* BEGIN Data extract *
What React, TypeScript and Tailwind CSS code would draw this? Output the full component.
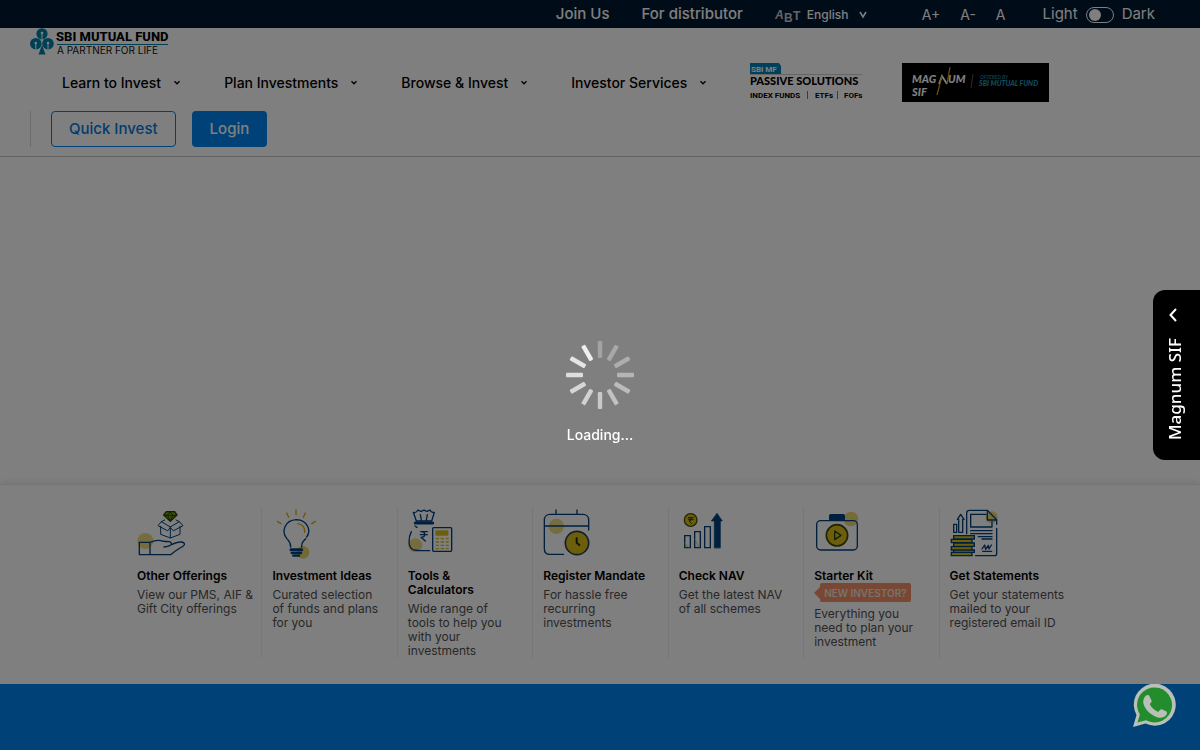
import type { ReactNode } from "react";

const NAVY = "#00407c";
const GOLD = "#d8bc14";

function Glyph({ viewBox, children }: { viewBox: string; children: ReactNode }) {
  return (
    <svg
      viewBox={viewBox}
      className="mb-3 block h-[50px] w-[50px] overflow-visible"
      fill="none"
      stroke={NAVY}
      strokeWidth="4"
      strokeLinecap="round"
      strokeLinejoin="round"
      aria-hidden="true"
    >
      {children}
    </svg>
  );
}

function OfferingsIcon() {
  return (
    <Glyph viewBox="21 24 150 150">
      <circle cx="46" cy="126" r="24" fill={GOLD} opacity=".55" stroke="none" />
      <path d="M28 130h32v37H28zM60 130c12-5 22-8 32-5 6 3 10 2 26 3 8 1 8 10 1 12-5 2-11 4-17 4M122 138c12-6 22-10 33-9 9 2 11 7 5 12-10 6-25 15-38 26H60" />
      <path d="M92 82v24l29 11 29-11V82M121 86v30M121 84L94 68 84 80l28 15zM121 84l27-16 11 12-28 15zM94 68l10-5M148 68l-10-5" strokeWidth="3" />
      <path d="M109 38h25l7 10-20 19-20-19z" fill="#7c9c10" stroke="#26400c" />
      <path d="M103 49h37M113 49l8 16 8-16-8-9z" stroke="#26400c" strokeWidth="3" />
    </Glyph>
  );
}

function IdeasIcon() {
  return (
    <Glyph viewBox="426 24 150 150">
      <circle cx="519" cy="160" r="19" fill={GOLD} opacity=".65" stroke="none" />
      <path d="M498 33v14M470 42l6 13M526 42l-6 13M442 67l11 7M556 67l-11 7" stroke="#e0a810" />
      <path d="M482 144c1-14-6-19-12-26-16-20-7-54 29-56 35 2 45 33 31 52M527 119c-8 8-13 13-12 25" />
      <path d="M503 74c14 2 22 11 21 26" stroke="#e0a810" />
      <path d="M483 152h32" strokeWidth="9" />
      <path d="M485 162h28" strokeWidth="7" />
      <path d="M490 170h17" strokeWidth="7" />
    </Glyph>
  );
}

function ToolsIcon() {
  return (
    <Glyph viewBox="21 24 150 150">
      <circle cx="43" cy="139" r="21" fill={GOLD} opacity=".55" stroke="none" />
      <path d="M46 66l-9-26c7 3 11-2 14-7 6 5 12 5 18 0 6 5 12 5 18 0 2 5 6 9 13 7l-8 26zM58 47l3 16M79 47l-3 16" />
      <path d="M43 72h52" strokeWidth="9" />
      <path d="M42 81l6 4M31 98c-9 18-10 43 2 52 6 6 20 5 53 5" />
      <path d="M59 98h20M58 107h21M60 98c15 0 15 16 0 17l13 11" />
      <rect x="95" y="86" width="57" height="71" rx="3" />
      <path d="M103 94h39v16h-39z" fill={GOLD} stroke="none" />
      <path d="M104 119h39M104 129h39M104 139h39M104 149h39" stroke={GOLD} strokeDasharray="10 5" strokeLinecap="butt" />
    </Glyph>
  );
}

function MandateIcon() {
  return (
    <Glyph viewBox="426 24 150 150">
      <circle cx="466" cy="82" r="23" fill={GOLD} opacity=".55" stroke="none" />
      <path d="M488 166h-41c-10 0-17-6-17-17V63c0-10 7-17 17-17h99c10 0 17 7 17 17v30M430 81h133M465 33v13M528 33v13" />
      <circle cx="528" cy="132" r="35" fill={GOLD} stroke="#20405c" strokeWidth="5" />
      <path d="M527 118v13l8 7" stroke="#103020" strokeWidth="6" />
    </Glyph>
  );
}

function NavIcon() {
  return (
    <Glyph viewBox="21 24 150 150">
      <circle cx="56" cy="63" r="19" fill={GOLD} stroke="#405010" />
      <path d="M49 56h15M49 62h15M51 56c11 0 11 9 0 10l8 8" stroke="#283c10" strokeWidth="3" />
      <path d="M38 110h17v36H38zM68 98h17v48H68zM98 83h17v63H98z" strokeLinejoin="miter" />
      <path d="M38 132l12 13M68 120l12 24" stroke={GOLD} opacity=".5" />
      <path d="M127 146V66h-9l17-23 16 23h-6v80z" fill={NAVY} strokeWidth="2" />
    </Glyph>
  );
}

function KitIcon() {
  return (
    <Glyph viewBox="429 24 150 150">
      <circle cx="540" cy="60" r="22" fill={GOLD} opacity=".6" stroke="none" />
      <rect x="476" y="47" width="44" height="17" rx="3" fill={NAVY} />
      <rect x="437" y="65" width="122" height="88" rx="12" />
      <circle cx="498" cy="109" r="32" fill={GOLD} stroke="#40480c" strokeWidth="5" />
      <path d="M491 96v26l19-13z" stroke="#283c10" />
    </Glyph>
  );
}

function StatementIcon() {
  return (
    <Glyph viewBox="54 24 150 150">
      <circle cx="179" cy="55" r="18" fill={GOLD} opacity=".6" stroke="none" />
      <path d="M104 104V42c0-5 3-8 8-8h54l28 28v14M194 88v76c0 4-3 6-6 6h-57M166 35v28h27" />
      <path d="M162 46h-46v38h64V68M116 95h64M116 104h64M139 113h41M150 120h30M152 157h27M150 150l8-12 3 13 8-12 2 11 7-12" />
      <path d="M65 76h9v24h-9zM80 100V61h-4l10-15 10 15h-4v39z" />
      <path d="M65 110h62v10H65zM58 121h62v10H58zM65 132h62v10H65zM58 143h62v10H58zM65 153h62v7H65zM58 160h62v10H58z" fill={GOLD} strokeLinejoin="miter" />
    </Glyph>
  );
}

type Card = { title: string; text: string; icon: () => ReactNode; badge?: string };

const cards: Card[] = [
  { title: "Other Offerings", text: "View our PMS, AIF & Gift City offerings", icon: OfferingsIcon },
  { title: "Investment Ideas", text: "Curated selection of\u00a0funds and plans for\u00a0you", icon: IdeasIcon },
  { title: "Tools & Calculators", text: "Wide range of tools\u00a0to help you with your investments", icon: ToolsIcon },
  { title: "Register Mandate", text: "For hassle free recurring investments", icon: MandateIcon },
  { title: "Check NAV", text: "Get the latest NAV of\u00a0all schemes", icon: NavIcon },
  { title: "Starter Kit", text: "Everything you need\u00a0to plan your investment", icon: KitIcon, badge: "NEW INVESTOR?" },
  { title: "Get Statements", text: "Get your statements mailed to your registered email\u00a0ID", icon: StatementIcon },
];

const menu = ["Learn to Invest", "Plan Investments", "Browse & Invest", "Investor Services"];

const spokes = [0.28, 0.32, 0.36, 0.42, 0.48, 0.52, 0.58, 0.64, 0.68, 0.74, 0.8, 0.88];

function Chevron() {
  return (
    <svg viewBox="0 0 8 6" className="h-[6px] w-2" fill="none" stroke="currentColor" strokeWidth="1.3" aria-hidden="true">
      <path d="M1.5 1.2L4 3.800l2.500-2.600" />
    </svg>
  );
}

function TopBar() {
  return (
    <div className="flex h-7 items-center justify-end bg-[#001830] pt-px pr-[45px] text-[15px] text-white">
      <a href="#join" className="mr-8 font-medium">Join Us</a>
      <a href="#distributor" className="mr-8 font-medium">For distributor</a>
      <svg viewBox="0 0 26 20" className="mr-[6px] h-5 w-[26px]" fill="#c8c8c8" aria-hidden="true">
        <g fontFamily="Liberation Sans" fontWeight="700" fontSize="12">
          <text x="0" y="14" fontStyle="italic">A</text>
          <text x="9" y="17">B</text>
          <text x="18" y="15">T</text>
        </g>
      </svg>
      <label className="relative mr-[55px] flex items-center font-medium">
        <span className="sr-only">Language</span>
        <select className="h-6 w-[60px] appearance-none bg-transparent text-xs text-white outline-none" defaultValue="English">
          <option>English</option>
        </select>
        <svg viewBox="0 0 8 8" className="pointer-events-none absolute right-0 h-2 w-2" fill="none" stroke="currentColor" strokeWidth="1.5" aria-hidden="true">
          <path d="M1 1l3 5 3-5" />
        </svg>
      </label>
      <div className="mr-[37px] flex gap-5 text-sm">
        <button type="button">A+</button>
        <button type="button">A-</button>
        <button type="button">A</button>
      </div>
      <label className="flex items-center gap-2">
        <span>Light</span>
        <span className="flex h-4 w-7 shrink-0 items-center rounded-full border border-white px-[2px]">
          <input type="checkbox" className="h-3 w-3 appearance-none rounded-full bg-white checked:ml-auto" />
        </span>
        <span>Dark</span>
      </label>
    </div>
  );
}

function FundLogo() {
  return (
    <a href="#home" aria-label="SBI Mutual Fund" className="ml-[30px] block w-[144px]">
      <svg viewBox="0 0 144 27" className="block h-[27px] w-[144px]">
        <g fill="#0080a8">
          <circle cx="12" cy="5.800" r="5.600" />
          <circle cx="5.800" cy="15.700" r="5.800" />
          <circle cx="18" cy="15.700" r="5.800" />
          <path d="M12 17l3.500 9.500h-7z" />
        </g>
        <g fill="#fff">
          <circle cx="12" cy="5" r="1.300" />
          <path d="M11.500 6h1v5.500h-1zM5.300 16h1v5.500h-1zM17.500 16h1v5.500h-1z" />
          <circle cx="5.800" cy="15" r="1.300" />
          <circle cx="18" cy="15" r="1.300" />
        </g>
        <text x="26" y="13" fontFamily="Roboto" fontWeight="800" fontSize="13" fill="#000">SBI MUTUAL FUND</text>
        <path d="M27 16.500h111" stroke="#0080a8" strokeWidth="1" />
        <text x="27" y="26" fontFamily="Inter" fontSize="10" fill="#111">A PARTNER FOR LIFE</text>
      </svg>
    </a>
  );
}

function PassiveLogo() {
  return (
    <a href="#passive" aria-label="SBI MF Passive Solutions" className="block">
      <svg viewBox="0 0 114 39" className="block h-[39px] w-[114px]">
        <path d="M0 0h29l2 3v8H0z" fill="#0080b8" />
        <g fontFamily="Roboto" fontWeight="700" fill="#000">
          <text x="1" y="9" fontSize="8" fill="#fff">SBI MF</text>
          <text x="0" y="22" fontFamily="Lato" fontWeight="900" fontSize="11">PASSIVE SOLUTIONS</text>
          <text x="0" y="35" fontSize="8">INDEX FUNDS</text>
          <text x="65" y="35" fontSize="8">ETFs</text>
          <text x="94" y="35" fontSize="8">FOFs</text>
        </g>
        <path d="M0 11.500h112" stroke="#999" strokeWidth=".5" />
        <path d="M57.500 28v8M87.500 28v8" stroke="#777" />
      </svg>
    </a>
  );
}

function MagnumLogo() {
  return (
    <a href="#magnum" aria-label="Magnum SIF" className="block bg-black">
      <svg viewBox="0 0 147 39" className="block h-[39px] w-[147px]" fontFamily="Lato" fontWeight="900" fontStyle="italic">
        <g fill="#fff" fontSize="11">
          <text x="10" y="20">MAG</text>
          <text x="46" y="20">UM</text>
          <text x="10" y="33">SIF</text>
        </g>
        <path d="M37 21l3-8 5 8" fill="none" stroke="#fff" strokeWidth="1.800" />
        <path d="M35 32l5-19M45 21l3-17" fill="none" stroke="#d8a020" strokeWidth="1.200" />
        <path d="M71 11l-2 14" stroke="#555" />
        <text x="78" y="16" fontSize="5" fill="#167090">OFFERED BY</text>
        <text x="77" y="23" fontSize="7" fill="#2098c0">SBI MUTUAL FUND</text>
      </svg>
    </a>
  );
}

function Header() {
  return (
    <header className="border-b border-[#c4c4c4] pb-[9px] text-black">
      <FundLogo />
      <nav className="mt-2 flex items-center gap-[43px] pl-[62px] text-sm font-medium">
        {menu.map((item) => (
          <button key={item} type="button" className="flex items-center gap-3 whitespace-nowrap">
            {item}
            <Chevron />
          </button>
        ))}
        <div className="flex gap-[38px]">
          <PassiveLogo />
          <MagnumLogo />
        </div>
      </nav>
      <div className="mt-[9px] ml-[30px] flex h-9 gap-4 border-l border-[#d8d8d8] pl-5 text-[15px] font-medium">
        <button type="button" className="rounded border border-[#0084f0] px-[17px] text-[#0078e0]">Quick Invest</button>
        <button type="button" className="rounded bg-[#0084f0] px-[18px] text-white">Login</button>
      </div>
    </header>
  );
}

function QuickLinks() {
  return (
    <section className="border-t border-[#ececec] pt-[22px] pb-[26px] shadow-[0_-2px_6px_rgba(0,0,0,0.08)]">
      <div className="mx-auto grid max-w-[948px] grid-cols-7">
        {cards.map(({ title, text, icon: Icon, badge }) => (
          <a
            key={title}
            href="#quick"
            className="min-h-[150px] border-l border-[#eeeeee] pl-[10px] text-xs leading-[14px] first:border-transparent"
          >
            <Icon />
            <h3 className="pr-4 font-semibold text-black">{title}</h3>
            {badge && (
              <span className="flex h-[19px] items-center">
                <svg viewBox="0 0 6 12" className="h-3 w-[6px]" fill="#f09068" aria-hidden="true">
                  <path d="M0 6l6-6v12z" />
                </svg>
                <span className="flex h-[19px] items-center rounded-xs bg-[#f09068] px-1 text-[10px] font-semibold text-[#f0e4de]">{badge}</span>
              </span>
            )}
            <p className="mt-[5px] pr-1 text-[#505050]">{text}</p>
          </a>
        ))}
      </div>
    </section>
  );
}

function LoadingOverlay() {
  return (
    <div role="status" className="fixed inset-0 z-10 flex flex-col items-center justify-center bg-black/50 pt-[35px]">
      <svg viewBox="-34 -34 68 68" className="h-[68px] w-[68px]" aria-hidden="true">
        {spokes.map((opacity, i) => (
          <rect key={i} x="-2.2" y="-34" width="4.4" height="17" rx="1" fill="#fff" opacity={opacity} transform={`rotate(${i * 30})`} />
        ))}
      </svg>
      <p className="mt-[17px] text-sm leading-[18px] font-medium text-white">Loading...</p>
    </div>
  );
}

function MagnumTab() {
  return (
    <button
      type="button"
      className="fixed top-1/2 right-0 z-20 flex h-[170px] w-[47px] -translate-y-1/2 flex-col items-center gap-4 rounded-l-xl bg-black pt-[18px] pr-1 text-white"
    >
      <svg viewBox="0 0 8 14" className="mr-1 h-[14px] w-2" fill="none" stroke="currentColor" strokeWidth="2" aria-hidden="true">
        <path d="M7 1L1.500 7 7 13" />
      </svg>
      <span className="rotate-180 font-['Noto_Sans',sans-serif] text-[17px] leading-6 font-medium [writing-mode:vertical-rl]">Magnum SIF</span>
    </button>
  );
}

function WhatsAppLink() {
  return (
    <a href="#chat" aria-label="WhatsApp" className="fixed right-6 bottom-[22px] z-20">
      <svg viewBox="0 0 44 44" className="block h-11 w-11">
        <path d="M1 43l3.500-12A21 21 0 1 1 13.500 39.500z" fill="#b8c0b8" />
        <path d="M5.500 38.500l2.400-8A17.500 17.500 0 1 1 14 36.200z" fill="#238c2c" />
        <path d="M13.500 12c1-1 3-1.500 4 .2l2 4.200c.5 1.200-.3 2-1.800 3.700 2 4 4.800 6.300 8.500 7.800 2-2.300 2.500-3 3.600-2.600l4.200 2c1.700.8 1 3-.2 4.300-2.200 2.200-5.300 2.700-8.600 1.600-7-2.400-12-7.500-13.700-13.400-.8-3 .3-6 2-7.800z" fill="#b8c0b8" />
      </svg>
    </a>
  );
}

export default function App() {
  return (
    <div className="flex min-h-screen flex-col bg-white font-['Inter','Liberation_Sans',sans-serif]">
      <TopBar />
      <Header />
      <main>
        <div className="h-[327px]" />
        <QuickLinks />
      </main>
      <footer className="flex-1 bg-[#0084f0]" />
      <LoadingOverlay />
      <MagnumTab />
      <WhatsAppLink />
    </div>
  );
}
* END Data extract *
Written exercise. Identify and list each line with the word "full".

Answer.
What React, TypeScript and Tailwind CSS code would draw this? Output the full component.
        <span className="flex h-4 w-7 shrink-0 items-center rounded-full border border-white px-[2px]">
          <input type="checkbox" className="h-3 w-3 appearance-none rounded-full bg-white checked:ml-auto" />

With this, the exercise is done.